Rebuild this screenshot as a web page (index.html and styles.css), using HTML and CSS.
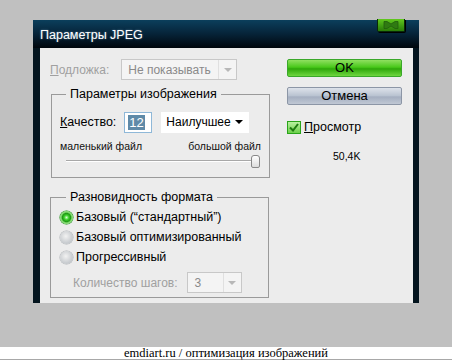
FILE: index.html
```html
<!DOCTYPE html>
<html lang="ru">
<head>
  <meta charset="UTF-8" />
  <title>Параметры JPEG</title>
  <link rel="stylesheet" href="styles.css">
</head>
<body>

  <div class="window">
    <div class="titlebar">
      <span class="title">Параметры JPEG</span>
      <span class="close-btn">
        <svg width="26" height="12" viewBox="0 0 26 12">
          <path d="M6 2.5 L9 2.5 L13 5 L17 2.5 L20 2.5 L20 9.5 L17 9.5 L13 7 L9 9.5 L6 9.5 Z" fill="#2f7a12" stroke="#215e0c" stroke-width="0.8"/>
        </svg>
      </span>
    </div>

    <div class="content">
      <div class="left">

        <!-- Подложка -->
        <div class="matte-row">
          <span class="disabled-label"><u>П</u>одложка:</span>
          <div class="select disabled matte-select">
            <span>Не показывать</span>
            <span class="arrow-box"><span class="arrow"></span></span>
          </div>
        </div>

        <!-- Image options -->
        <fieldset class="group group-image">
          <legend>Параметры изображения</legend>
          <div class="quality-row">
            <span class="label"><u>К</u>ачество:</span>
            <div class="num-input"><span class="sel">12</span></div>
            <div class="select quality-select">
              <span>Наилучшее</span>
              <span class="arrow dark"></span>
            </div>
          </div>
          <div class="size-labels">
            <span>маленький файл</span>
            <span>большой файл</span>
          </div>
          <div class="slider">
            <div class="track"></div>
            <div class="thumb"></div>
          </div>
        </fieldset>

        <!-- Format options -->
        <fieldset class="group group-format">
          <legend>Разновидность формата</legend>
          <div class="radio-row">
            <span class="radio on"></span>
            <span>Базовый (“стандартный”)</span>
          </div>
          <div class="radio-row">
            <span class="radio"></span>
            <span>Базовый оптимизированный</span>
          </div>
          <div class="radio-row">
            <span class="radio"></span>
            <span>Прогрессивный</span>
          </div>
          <div class="scans-row">
            <span class="disabled-label">Количество шагов:</span>
            <div class="select disabled scans-select">
              <span>3</span>
              <span class="arrow-box"><span class="arrow"></span></span>
            </div>
          </div>
        </fieldset>
      </div>

      <div class="right">
        <button class="btn btn-ok">OK</button>
        <button class="btn btn-cancel">Отмена</button>
        <div class="preview-row">
          <span class="checkbox">
            <svg width="10" height="9" viewBox="0 0 10 9">
              <path d="M1 4.5 L4 7.5 L9 1" fill="none" stroke="#1e7a10" stroke-width="2"/>
            </svg>
          </span>
          <span><u>П</u>росмотр</span>
        </div>
        <div class="filesize">50,4K</div>
      </div>
    </div>
  </div>

  <div class="caption">emdiart.ru / оптимизация изображений</div>

</body>
</html>
```

FILE: styles.css
```css
body {
  margin: 0;
  padding: 0;
  background: #c0c0c0;
  font-family: "Liberation Sans", Arial, sans-serif;
  font-size: 12px;
  color: #000;
}
u {
  text-decoration: underline;
}
.window {
  margin: 20px 0 0 33px;
  width: 386px;
  height: 283px;
  background: #03141e;
  display: flex;
  flex-direction: column;
}
.titlebar {
  height: 28px;
  display: flex;
  align-items: flex-start;
  justify-content: space-between;
  background: linear-gradient(#0b3f5c, #062338 50%, #00060c);
}
.title {
  color: #fff;
  font-size: 12.5px;
  margin: 8px 0 0 7px;
  text-shadow: 0 0 2px rgba(140, 190, 220, 0.6);
}
.close-btn {
  margin: -1px 14px 0 0;
  width: 26px;
  height: 12px;
  border: 1px solid #0a2a08;
  border-top: none;
  border-radius: 0 0 2px 2px;
  background: linear-gradient(#62c81e, #3d9a12 60%, #2b7c08);
  display: flex;
  box-shadow: 1px 1px 0 #000;
}
.content {
  flex: 1;
  margin: 0 6px 0 7px;
  background: #ececec;
  display: flex;
}
.left {
  width: 230px;
  padding-left: 10px;
}
.matte-row {
  display: flex;
  align-items: center;
  margin-top: 11px;
  height: 21px;
}
.disabled-label {
  color: #a0a0a0;
}
.select {
  display: flex;
  align-items: center;
  justify-content: space-between;
  background: #fff;
  box-sizing: border-box;
  padding-left: 6px;
}
.select.disabled {
  border: 1px solid #c8c8c8;
  background: #f4f4f4;
  color: #8a8a8a;
}
.matte-select {
  margin-left: 12px;
  width: 116px;
  height: 21px;
}
.arrow-box {
  width: 17px;
  height: 100%;
  border-left: 1px solid #e0e0e0;
  display: flex;
  align-items: center;
  justify-content: center;
}
.arrow {
  width: 0;
  height: 0;
  border-left: 4px solid transparent;
  border-right: 4px solid transparent;
  border-top: 4px solid #b8b8b8;
}
.arrow.dark {
  border-top-color: #000;
  margin-right: 6px;
}
.group {
  margin: 0;
  border: 1px solid #9a9a9a;
  padding: 0 0 0 8px;
  box-sizing: border-box;
}
.group legend {
  padding: 0 4px;
  margin-left: 6px;
  line-height: 16px;
  font-size: 12.5px;
}
.group-image {
  margin: 6px 0 0 1px;
  width: 219px;
  height: 92px;
}
.quality-row {
  display: flex;
  align-items: center;
  margin-top: 9px;
  height: 22px;
}
.label {
  font-size: 12.5px;
}
.num-input {
  margin-left: 8px;
  width: 28px;
  height: 21px;
  box-sizing: border-box;
  border: 1px solid #8fb8d8;
  background: #fff;
  display: flex;
  align-items: center;
  padding-left: 3px;
  font-size: 13px;
}
.num-input .sel {
  background: #5f8aa8;
  color: #fff;
  line-height: 15px;
  padding: 0 1px;
}
.quality-select {
  margin-left: 9px;
  width: 88px;
  height: 21px;
  font-size: 12px;
  padding-left: 5px;
}
.size-labels {
  display: flex;
  justify-content: space-between;
  font-size: 10.5px;
  color: #111;
  margin: 7px 8px 0 0;
}
.slider {
  position: relative;
  height: 14px;
  margin: 2px 11px 0 6px;
}
.track {
  position: absolute;
  left: 0;
  right: 0;
  top: 6px;
  height: 2px;
  border-top: 1px solid #a8a8a8;
  border-bottom: 1px solid #fff;
  box-sizing: border-box;
}
.thumb {
  position: absolute;
  right: -2px;
  top: 1px;
  width: 7px;
  height: 11px;
  border: 1px solid #888;
  border-radius: 3px 3px 2px 2px;
  background: linear-gradient(#fff, #dcdcdc);
}
.group-format {
  margin-top: 11px;
  width: 219px;
  height: 109px;
  padding-left: 9px;
}
.radio-row {
  display: flex;
  align-items: center;
  height: 20px;
  gap: 3px;
  font-size: 12.5px;
}
.radio-row:first-of-type {
  margin-top: 2px;
}
.radio {
  width: 13px;
  height: 13px;
  border-radius: 50%;
  background: radial-gradient(circle at 45% 40%, #f2f2f2, #c4c8cc 70%, #a8acb2);
  box-shadow: 0 0 0 0.5px #b0b4b8;
}
.radio.on {
  background: radial-gradient(circle, #d8ffd0 0, #3dd02a 25%, #1e9a14 45%, #8ee07a 60%, #2aa41a 100%);
  box-shadow: 0 0 0 0.5px #188a10;
}
.scans-row {
  display: flex;
  align-items: center;
  margin: 5px 0 0 13px;
  height: 21px;
}
.scans-select {
  margin-left: 9px;
  width: 55px;
  height: 21px;
  padding-left: 7px;
}
.right {
  padding-left: 7px;
  display: flex;
  flex-direction: column;
  align-items: flex-start;
}
.btn {
  width: 115px;
  height: 18px;
  font-family: inherit;
  font-size: 13px;
  padding: 0;
  border-radius: 2px;
  line-height: 16px;
}
.btn-ok {
  margin-top: 11px;
  border: 1px solid #3aa82a;
  background: linear-gradient(#8fe060, #48c81a 45%, #2ea80a 55%, #6fd640);
}
.btn-cancel {
  margin-top: 10px;
  border: 1px solid #8c96a6;
  background: linear-gradient(#dde2ea, #b8c2d0 50%, #a4aec0 55%, #c0c8d4);
}
.preview-row {
  display: flex;
  align-items: center;
  gap: 3px;
  margin-top: 15px;
  font-size: 12.5px;
}
.checkbox {
  width: 12px;
  height: 11px;
  border: 1px solid #2aa41a;
  background: linear-gradient(#b8f0a0, #6cd04a);
  display: flex;
  align-items: center;
  justify-content: center;
}
.filesize {
  margin: 16px 0 0 46px;
  font-size: 10.5px;
}
.caption {
  margin-top: 44px;
  height: 12px;
  background: #fff;
  border-bottom: 1px solid #a8a8a8;
  text-align: center;
  font-family: "Liberation Serif", "Times New Roman", serif;
  font-size: 12.5px;
  line-height: 12px;
  white-space: nowrap;
}
```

**Task details:**
Report all lines of the material that contain the word "styles".

**Task result:**
Rebuild this screenshot as a web page (index.html and styles.css), using HTML and CSS.
  <link rel="stylesheet" href="styles.css">
FILE: styles.css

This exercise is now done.